Job: Only the lines from the start of the data through the line containing "const Y = 'text-black';" should be written out, exactly as they are, with both ends included and the pictures left out.

--- BEGIN ---

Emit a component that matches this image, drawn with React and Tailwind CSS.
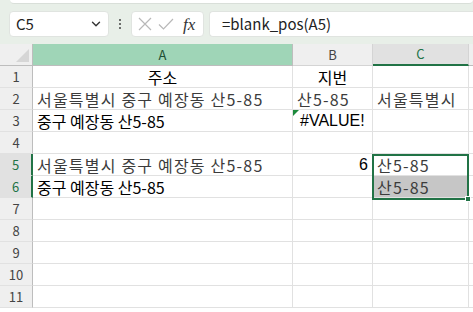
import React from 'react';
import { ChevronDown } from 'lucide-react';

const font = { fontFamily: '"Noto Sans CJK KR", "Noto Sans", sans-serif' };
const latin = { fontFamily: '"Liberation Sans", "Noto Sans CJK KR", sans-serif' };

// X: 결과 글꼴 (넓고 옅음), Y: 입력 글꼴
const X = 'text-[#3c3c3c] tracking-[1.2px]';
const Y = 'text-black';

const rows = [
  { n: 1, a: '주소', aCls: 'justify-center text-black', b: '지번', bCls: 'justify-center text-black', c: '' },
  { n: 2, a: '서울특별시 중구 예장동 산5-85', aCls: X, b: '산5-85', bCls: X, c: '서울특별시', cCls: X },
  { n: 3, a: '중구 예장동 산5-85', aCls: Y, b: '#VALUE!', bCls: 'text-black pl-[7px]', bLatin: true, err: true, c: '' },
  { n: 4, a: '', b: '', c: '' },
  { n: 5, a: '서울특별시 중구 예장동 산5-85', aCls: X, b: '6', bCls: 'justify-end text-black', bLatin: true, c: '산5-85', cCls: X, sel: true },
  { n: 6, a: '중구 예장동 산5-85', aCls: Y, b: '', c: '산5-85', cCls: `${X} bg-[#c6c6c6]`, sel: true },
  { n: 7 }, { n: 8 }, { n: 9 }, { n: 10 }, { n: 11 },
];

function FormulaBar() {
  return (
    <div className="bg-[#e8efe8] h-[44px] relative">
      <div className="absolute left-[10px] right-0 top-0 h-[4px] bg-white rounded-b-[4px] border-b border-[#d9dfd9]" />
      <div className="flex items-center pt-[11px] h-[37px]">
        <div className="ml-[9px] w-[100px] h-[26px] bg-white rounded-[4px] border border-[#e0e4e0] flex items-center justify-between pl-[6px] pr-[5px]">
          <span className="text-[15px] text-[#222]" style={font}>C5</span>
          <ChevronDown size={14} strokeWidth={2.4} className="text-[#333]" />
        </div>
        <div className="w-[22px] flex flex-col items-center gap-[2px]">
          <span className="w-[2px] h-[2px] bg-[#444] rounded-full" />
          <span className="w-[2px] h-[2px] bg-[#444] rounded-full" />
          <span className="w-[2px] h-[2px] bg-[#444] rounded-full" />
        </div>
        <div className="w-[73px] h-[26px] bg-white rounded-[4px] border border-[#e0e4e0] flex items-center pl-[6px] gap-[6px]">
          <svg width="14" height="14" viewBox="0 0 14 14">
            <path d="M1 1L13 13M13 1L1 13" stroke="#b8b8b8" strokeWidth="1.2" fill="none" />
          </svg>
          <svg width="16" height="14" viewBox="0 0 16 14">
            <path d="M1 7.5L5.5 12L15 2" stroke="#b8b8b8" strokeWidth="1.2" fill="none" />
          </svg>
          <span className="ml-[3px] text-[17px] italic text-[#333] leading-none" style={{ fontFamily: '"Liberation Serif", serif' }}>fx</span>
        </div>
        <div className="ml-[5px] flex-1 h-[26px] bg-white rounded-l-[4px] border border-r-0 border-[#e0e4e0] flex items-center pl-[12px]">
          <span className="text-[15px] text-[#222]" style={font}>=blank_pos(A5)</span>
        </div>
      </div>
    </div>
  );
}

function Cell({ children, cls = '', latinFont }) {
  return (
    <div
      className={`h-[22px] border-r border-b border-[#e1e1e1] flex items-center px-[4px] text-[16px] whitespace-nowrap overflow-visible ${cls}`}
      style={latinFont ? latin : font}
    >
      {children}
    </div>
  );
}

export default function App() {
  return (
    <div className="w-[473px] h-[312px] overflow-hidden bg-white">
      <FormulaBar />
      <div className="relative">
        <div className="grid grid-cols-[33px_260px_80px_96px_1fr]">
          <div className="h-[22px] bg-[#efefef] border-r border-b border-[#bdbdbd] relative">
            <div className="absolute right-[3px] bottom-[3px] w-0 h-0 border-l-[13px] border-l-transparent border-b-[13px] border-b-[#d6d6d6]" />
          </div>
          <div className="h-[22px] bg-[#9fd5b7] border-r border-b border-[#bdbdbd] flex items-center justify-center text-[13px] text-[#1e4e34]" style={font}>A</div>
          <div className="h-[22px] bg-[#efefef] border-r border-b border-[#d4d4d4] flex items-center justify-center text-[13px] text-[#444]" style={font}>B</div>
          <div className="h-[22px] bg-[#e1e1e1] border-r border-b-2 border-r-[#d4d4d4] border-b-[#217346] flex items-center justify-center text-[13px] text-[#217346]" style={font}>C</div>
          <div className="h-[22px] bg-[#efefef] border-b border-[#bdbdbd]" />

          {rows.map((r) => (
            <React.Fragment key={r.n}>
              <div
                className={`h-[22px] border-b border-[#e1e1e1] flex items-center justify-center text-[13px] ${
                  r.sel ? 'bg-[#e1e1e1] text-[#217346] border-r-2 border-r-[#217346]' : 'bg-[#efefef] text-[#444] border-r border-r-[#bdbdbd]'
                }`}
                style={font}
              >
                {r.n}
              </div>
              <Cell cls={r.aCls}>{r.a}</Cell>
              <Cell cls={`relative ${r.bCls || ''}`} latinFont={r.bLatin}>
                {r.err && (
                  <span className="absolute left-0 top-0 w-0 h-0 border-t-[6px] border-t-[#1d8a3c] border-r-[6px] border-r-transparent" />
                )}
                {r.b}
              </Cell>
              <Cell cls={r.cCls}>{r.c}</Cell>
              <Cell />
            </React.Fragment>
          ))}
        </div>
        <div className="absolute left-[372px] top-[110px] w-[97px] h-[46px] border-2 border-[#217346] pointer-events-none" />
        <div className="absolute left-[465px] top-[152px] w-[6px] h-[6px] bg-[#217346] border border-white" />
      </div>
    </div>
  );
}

--- END ---

Exercise output:
Emit a component that matches this image, drawn with React and Tailwind CSS.
import React from 'react';
import { ChevronDown } from 'lucide-react';

const font = { fontFamily: '"Noto Sans CJK KR", "Noto Sans", sans-serif' };
const latin = { fontFamily: '"Liberation Sans", "Noto Sans CJK KR", sans-serif' };

// X: 결과 글꼴 (넓고 옅음), Y: 입력 글꼴
const X = 'text-[#3c3c3c] tracking-[1.2px]';
const Y = 'text-black';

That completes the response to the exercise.